* **What the task asks**: Leave out the pictures and reproduce all of the data exactly.

* **Dataset content**:
_ _ _ _ _ _ _
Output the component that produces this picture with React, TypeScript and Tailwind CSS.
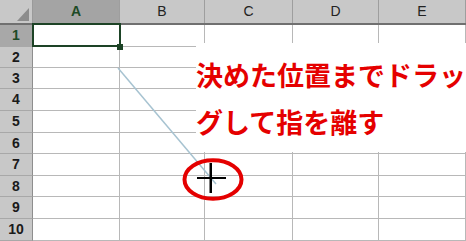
import React from 'react';

const columns = [
  { label: 'A', width: 'w-[87px]', selected: true },
  { label: 'B', width: 'w-[85px]', selected: false },
  { label: 'C', width: 'w-[88px]', selected: false },
  { label: 'D', width: 'w-[86px]', selected: false },
  { label: 'E', width: 'w-[87px]', selected: false },
];

// row heights include the 1px bottom grid line
const rows = [
  { n: 1, h: 'h-[22px]' },
  { n: 2, h: 'h-[21px]' },
  { n: 3, h: 'h-[21px]' },
  { n: 4, h: 'h-[22px]' },
  { n: 5, h: 'h-[22px]' },
  { n: 6, h: 'h-[21px]' },
  { n: 7, h: 'h-[22px]' },
  { n: 8, h: 'h-[21px]' },
  { n: 9, h: 'h-[22px]' },
  { n: 10, h: 'h-[22px]' },
];

const App: React.FC = () => {
  return (
    <div className="relative w-[466px] h-[241px] overflow-hidden bg-white font-['Liberation_Sans',Arial,sans-serif]">
      {/* column headers */}
      <div className="flex h-[25px] border-b-2 border-[#707070] bg-[#c8c8c8]">
        <div className="relative w-[33px] shrink-0 border-r border-[#9a9a9a]">
          <svg className="absolute left-[17px] top-[8px]" width="12" height="13" viewBox="0 0 12 13">
            <polygon points="12,0 12,13 0,13" fill="#8c8c8c" />
          </svg>
        </div>
        {columns.map((col) => (
          <div
            key={col.label}
            className={`${col.width} shrink-0 flex items-center justify-center border-r border-[#9e9e9e] text-[14px] ${
              col.selected ? 'bg-[#a4a4a4] text-[#1d4a26] font-bold' : 'text-[#222]'
            }`}
          >
            {col.label}
          </div>
        ))}
      </div>

      {/* body rows */}
      {rows.map((row) => (
        <div key={row.n} className={`flex ${row.h}`}>
          <div
            className={`w-[33px] shrink-0 flex items-center justify-center border-r border-b border-r-[#8e8e8e] border-b-[#a8a8a8] text-[14px] font-semibold ${
              row.n === 1 ? 'bg-[#a8a8a8] text-[#1d4a26]' : 'bg-[#c8c8c8] text-[#1a1a1a]'
            }`}
          >
            {row.n}
          </div>
          {columns.map((col, i) => (
            <div
              key={col.label}
              className={`relative ${col.width} shrink-0 border-r border-b border-[#b8b8b8]`}
            >
              {row.n === 1 && i === 0 && (
                <>
                  <div className="absolute left-[-1px] top-[-2px] w-[89px] h-[24px] border-2 border-[#1d4326] z-10" />
                  <div className="absolute left-[84px] top-[19px] w-[6px] h-[6px] bg-[#1d4326] z-10" />
                </>
              )}
            </div>
          ))}
        </div>
      ))}

      {/* drag path */}
      <svg className="absolute left-0 top-0" width="466" height="241">
        <line x1="118" y1="68" x2="216" y2="184" stroke="#a7c3d1" strokeWidth="1.5" />
      </svg>

      {/* caption */}
      <div className="absolute left-[196px] top-[43px] w-[270px] h-[109px] bg-white pt-[8px] text-[27px] leading-[47px] font-bold text-[#e50000] whitespace-nowrap font-['Noto_Sans_CJK_JP',sans-serif]">
        <div>決めた位置までドラッ</div>
        <div>グして指を離す</div>
      </div>

      {/* cursor + highlight */}
      <svg className="absolute left-0 top-0" width="466" height="241">
        <ellipse cx="213" cy="179.5" rx="28.5" ry="19.3" fill="none" stroke="#e40000" strokeWidth="4" />
        <rect x="197" y="177" width="29" height="2" fill="#000" />
        <rect x="209.5" y="163" width="2.5" height="30" fill="#000" />
      </svg>
    </div>
  );
};

export default App;
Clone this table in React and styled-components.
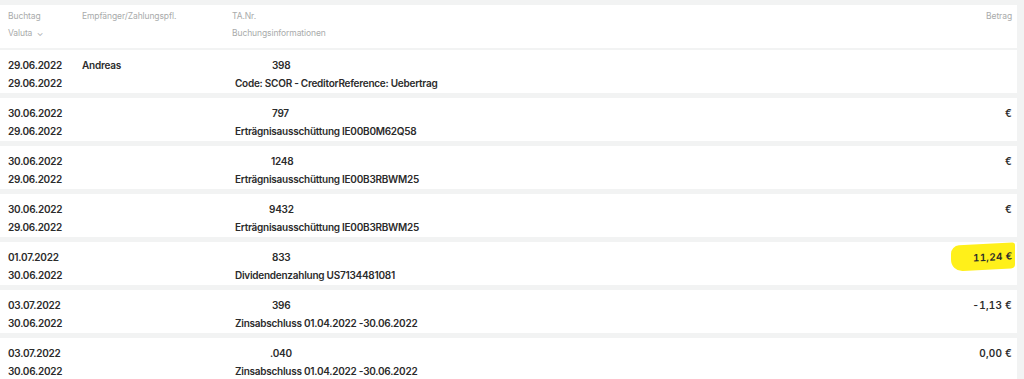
import React from 'react'
import styled, { createGlobalStyle } from 'styled-components'

const GlobalStyle = createGlobalStyle`
  body {
    margin: 0;
    background: #f2f3f3;
    font-family: Inter, "Noto Sans", sans-serif;
  }
`

const Page = styled.div`
  width: 1017px;
  padding-top: 5px;
  display: flex;
  flex-direction: column;
  gap: 5px;
`

const Card = styled.div`
  background: #fff;
  display: grid;
  grid-template-columns: 74px 150px 1fr 120px;
  padding: ${p => (p.$head ? '3px 5px 6px 8px' : '6px 5px 6px 8px')};
  line-height: ${p => (p.$head ? '17px' : '18px')};
  height: ${p => (p.$head ? '34px' : '31px')};
  margin-bottom: ${p => (p.$head ? '-3px' : '0')};
`

const Cell = styled.div`
  display: flex;
  flex-direction: column;
  white-space: nowrap;
  align-items: ${p => (p.$right ? 'flex-end' : 'flex-start')};
`

const HeadText = styled.span`
  font-size: 8.5px;
  color: #a9abab;
  letter-spacing: -0.1px;
`

const Text = styled.span`
  font-size: 10px;
  font-weight: 600;
  color: #2b2b2b;
  letter-spacing: -0.25px;
  padding-left: ${p => p.$indent || 0}px;
`

const Amount = styled(Text)`
  font-variant-numeric: tabular-nums;
  letter-spacing: 0.2px;
`

const Highlight = styled(Amount)`
  background: #fff01a;
  padding: 4px 3px 4px 22px;
  margin-top: -4px;
  margin-right: -3px;
  border-radius: 8px 3px 4px 12px;
  transform: skewY(-3deg);
`

const rows = [
  { b: '29.06.2022', v: '29.06.2022', name: 'Andreas', ta: '398', info: 'Code: SCOR - CreditorReference: Uebertrag', amt: '' },
  { b: '30.06.2022', v: '29.06.2022', ta: '797', info: 'Erträgnisausschüttung IE00B0M62Q58', amt: '€' },
  { b: '30.06.2022', v: '29.06.2022', ta: '1248', info: 'Erträgnisausschüttung IE00B3RBWM25', amt: '€', taIndent: 39 },
  { b: '30.06.2022', v: '29.06.2022', ta: '9432', info: 'Erträgnisausschüttung IE00B3RBWM25', amt: '€', taIndent: 37 },
  { b: '01.07.2022', v: '30.06.2022', ta: '833', info: 'Dividendenzahlung US7134481081', amt: '11,24 €', mark: true },
  { b: '03.07.2022', v: '30.06.2022', ta: '396', info: 'Zinsabschluss 01.04.2022 -30.06.2022', amt: '-1,13 €' },
  { b: '03.07.2022', v: '30.06.2022', ta: '.040', info: 'Zinsabschluss 01.04.2022 -30.06.2022', amt: '0,00 €', taIndent: 38 },
]

const App = () => {
  return (
    <>
      <GlobalStyle />
      <Page>
        <Card $head>
          <Cell>
            <HeadText>Buchtag</HeadText>
            <HeadText>Valuta &nbsp;⌄</HeadText>
          </Cell>
          <Cell>
            <HeadText>Empfänger/Zahlungspfl.</HeadText>
          </Cell>
          <Cell>
            <HeadText>TA.Nr.</HeadText>
            <HeadText>Buchungsinformationen</HeadText>
          </Cell>
          <Cell $right>
            <HeadText>Betrag</HeadText>
          </Cell>
        </Card>
        {rows.map((r, i) => (
          <Card key={i}>
            <Cell>
              <Text>{r.b}</Text>
              <Text>{r.v}</Text>
            </Cell>
            <Cell>
              <Text>{r.name}</Text>
            </Cell>
            <Cell>
              <Text $indent={r.taIndent || 40}>{r.ta}</Text>
              <Text $indent={3}>{r.info}</Text>
            </Cell>
            <Cell $right>
              {r.mark ? <Highlight>{r.amt}</Highlight> : <Amount>{r.amt}</Amount>}
            </Cell>
          </Card>
        ))}
      </Page>
    </>
  )
}

export default App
_ _ _ _ _ _ _
* **Result**:
Output the component that produces this picture with React, TypeScript and Tailwind CSS.
import React from 'react';

const columns = [
  { label: 'A', width: 'w-[87px]', selected: true },
  { label: 'B', width: 'w-[85px]', selected: false },
  { label: 'C', width: 'w-[88px]', selected: false },
  { label: 'D', width: 'w-[86px]', selected: false },
  { label: 'E', width: 'w-[87px]', selected: false },
];

// row heights include the 1px bottom grid line
const rows = [
  { n: 1, h: 'h-[22px]' },
  { n: 2, h: 'h-[21px]' },
  { n: 3, h: 'h-[21px]' },
  { n: 4, h: 'h-[22px]' },
  { n: 5, h: 'h-[22px]' },
  { n: 6, h: 'h-[21px]' },
  { n: 7, h: 'h-[22px]' },
  { n: 8, h: 'h-[21px]' },
  { n: 9, h: 'h-[22px]' },
  { n: 10, h: 'h-[22px]' },
];

const App: React.FC = () => {
  return (
    <div className="relative w-[466px] h-[241px] overflow-hidden bg-white font-['Liberation_Sans',Arial,sans-serif]">
      {/* column headers */}
      <div className="flex h-[25px] border-b-2 border-[#707070] bg-[#c8c8c8]">
        <div className="relative w-[33px] shrink-0 border-r border-[#9a9a9a]">
          <svg className="absolute left-[17px] top-[8px]" width="12" height="13" viewBox="0 0 12 13">
            <polygon points="12,0 12,13 0,13" fill="#8c8c8c" />
          </svg>
        </div>
        {columns.map((col) => (
          <div
            key={col.label}
            className={`${col.width} shrink-0 flex items-center justify-center border-r border-[#9e9e9e] text-[14px] ${
              col.selected ? 'bg-[#a4a4a4] text-[#1d4a26] font-bold' : 'text-[#222]'
            }`}
          >
            {col.label}
          </div>
        ))}
      </div>

      {/* body rows */}
      {rows.map((row) => (
        <div key={row.n} className={`flex ${row.h}`}>
          <div
            className={`w-[33px] shrink-0 flex items-center justify-center border-r border-b border-r-[#8e8e8e] border-b-[#a8a8a8] text-[14px] font-semibold ${
              row.n === 1 ? 'bg-[#a8a8a8] text-[#1d4a26]' : 'bg-[#c8c8c8] text-[#1a1a1a]'
            }`}
          >
            {row.n}
          </div>
          {columns.map((col, i) => (
            <div
              key={col.label}
              className={`relative ${col.width} shrink-0 border-r border-b border-[#b8b8b8]`}
            >
              {row.n === 1 && i === 0 && (
                <>
                  <div className="absolute left-[-1px] top-[-2px] w-[89px] h-[24px] border-2 border-[#1d4326] z-10" />
                  <div className="absolute left-[84px] top-[19px] w-[6px] h-[6px] bg-[#1d4326] z-10" />
                </>
              )}
            </div>
          ))}
        </div>
      ))}

      {/* drag path */}
      <svg className="absolute left-0 top-0" width="466" height="241">
        <line x1="118" y1="68" x2="216" y2="184" stroke="#a7c3d1" strokeWidth="1.5" />
      </svg>

      {/* caption */}
      <div className="absolute left-[196px] top-[43px] w-[270px] h-[109px] bg-white pt-[8px] text-[27px] leading-[47px] font-bold text-[#e50000] whitespace-nowrap font-['Noto_Sans_CJK_JP',sans-serif]">
        <div>決めた位置までドラッ</div>
        <div>グして指を離す</div>
      </div>

      {/* cursor + highlight */}
      <svg className="absolute left-0 top-0" width="466" height="241">
        <ellipse cx="213" cy="179.5" rx="28.5" ry="19.3" fill="none" stroke="#e40000" strokeWidth="4" />
        <rect x="197" y="177" width="29" height="2" fill="#000" />
        <rect x="209.5" y="163" width="2.5" height="30" fill="#000" />
      </svg>
    </div>
  );
};

export default App;
Clone this table in React and styled-components.
import React from 'react'
import styled, { createGlobalStyle } from 'styled-components'

const GlobalStyle = createGlobalStyle`
  body {
    margin: 0;
    background: #f2f3f3;
    font-family: Inter, "Noto Sans", sans-serif;
  }
`

const Page = styled.div`
  width: 1017px;
  padding-top: 5px;
  display: flex;
  flex-direction: column;
  gap: 5px;
`

const Card = styled.div`
  background: #fff;
  display: grid;
  grid-template-columns: 74px 150px 1fr 120px;
  padding: ${p => (p.$head ? '3px 5px 6px 8px' : '6px 5px 6px 8px')};
  line-height: ${p => (p.$head ? '17px' : '18px')};
  height: ${p => (p.$head ? '34px' : '31px')};
  margin-bottom: ${p => (p.$head ? '-3px' : '0')};
`

const Cell = styled.div`
  display: flex;
  flex-direction: column;
  white-space: nowrap;
  align-items: ${p => (p.$right ? 'flex-end' : 'flex-start')};
`

const HeadText = styled.span`
  font-size: 8.5px;
  color: #a9abab;
  letter-spacing: -0.1px;
`

const Text = styled.span`
  font-size: 10px;
  font-weight: 600;
  color: #2b2b2b;
  letter-spacing: -0.25px;
  padding-left: ${p => p.$indent || 0}px;
`

const Amount = styled(Text)`
  font-variant-numeric: tabular-nums;
  letter-spacing: 0.2px;
`

const Highlight = styled(Amount)`
  background: #fff01a;
  padding: 4px 3px 4px 22px;
  margin-top: -4px;
  margin-right: -3px;
  border-radius: 8px 3px 4px 12px;
  transform: skewY(-3deg);
`

const rows = [
  { b: '29.06.2022', v: '29.06.2022', name: 'Andreas', ta: '398', info: 'Code: SCOR - CreditorReference: Uebertrag', amt: '' },
  { b: '30.06.2022', v: '29.06.2022', ta: '797', info: 'Erträgnisausschüttung IE00B0M62Q58', amt: '€' },
  { b: '30.06.2022', v: '29.06.2022', ta: '1248', info: 'Erträgnisausschüttung IE00B3RBWM25', amt: '€', taIndent: 39 },
  { b: '30.06.2022', v: '29.06.2022', ta: '9432', info: 'Erträgnisausschüttung IE00B3RBWM25', amt: '€', taIndent: 37 },
  { b: '01.07.2022', v: '30.06.2022', ta: '833', info: 'Dividendenzahlung US7134481081', amt: '11,24 €', mark: true },
  { b: '03.07.2022', v: '30.06.2022', ta: '396', info: 'Zinsabschluss 01.04.2022 -30.06.2022', amt: '-1,13 €' },
  { b: '03.07.2022', v: '30.06.2022', ta: '.040', info: 'Zinsabschluss 01.04.2022 -30.06.2022', amt: '0,00 €', taIndent: 38 },
]

const App = () => {
  return (
    <>
      <GlobalStyle />
      <Page>
        <Card $head>
          <Cell>
            <HeadText>Buchtag</HeadText>
            <HeadText>Valuta &nbsp;⌄</HeadText>
          </Cell>
          <Cell>
            <HeadText>Empfänger/Zahlungspfl.</HeadText>
          </Cell>
          <Cell>
            <HeadText>TA.Nr.</HeadText>
            <HeadText>Buchungsinformationen</HeadText>
          </Cell>
          <Cell $right>
            <HeadText>Betrag</HeadText>
          </Cell>
        </Card>
        {rows.map((r, i) => (
          <Card key={i}>
            <Cell>
              <Text>{r.b}</Text>
              <Text>{r.v}</Text>
            </Cell>
            <Cell>
              <Text>{r.name}</Text>
            </Cell>
            <Cell>
              <Text $indent={r.taIndent || 40}>{r.ta}</Text>
              <Text $indent={3}>{r.info}</Text>
            </Cell>
            <Cell $right>
              {r.mark ? <Highlight>{r.amt}</Highlight> : <Amount>{r.amt}</Amount>}
            </Cell>
          </Card>
        ))}
      </Page>
    </>
  )
}

export default App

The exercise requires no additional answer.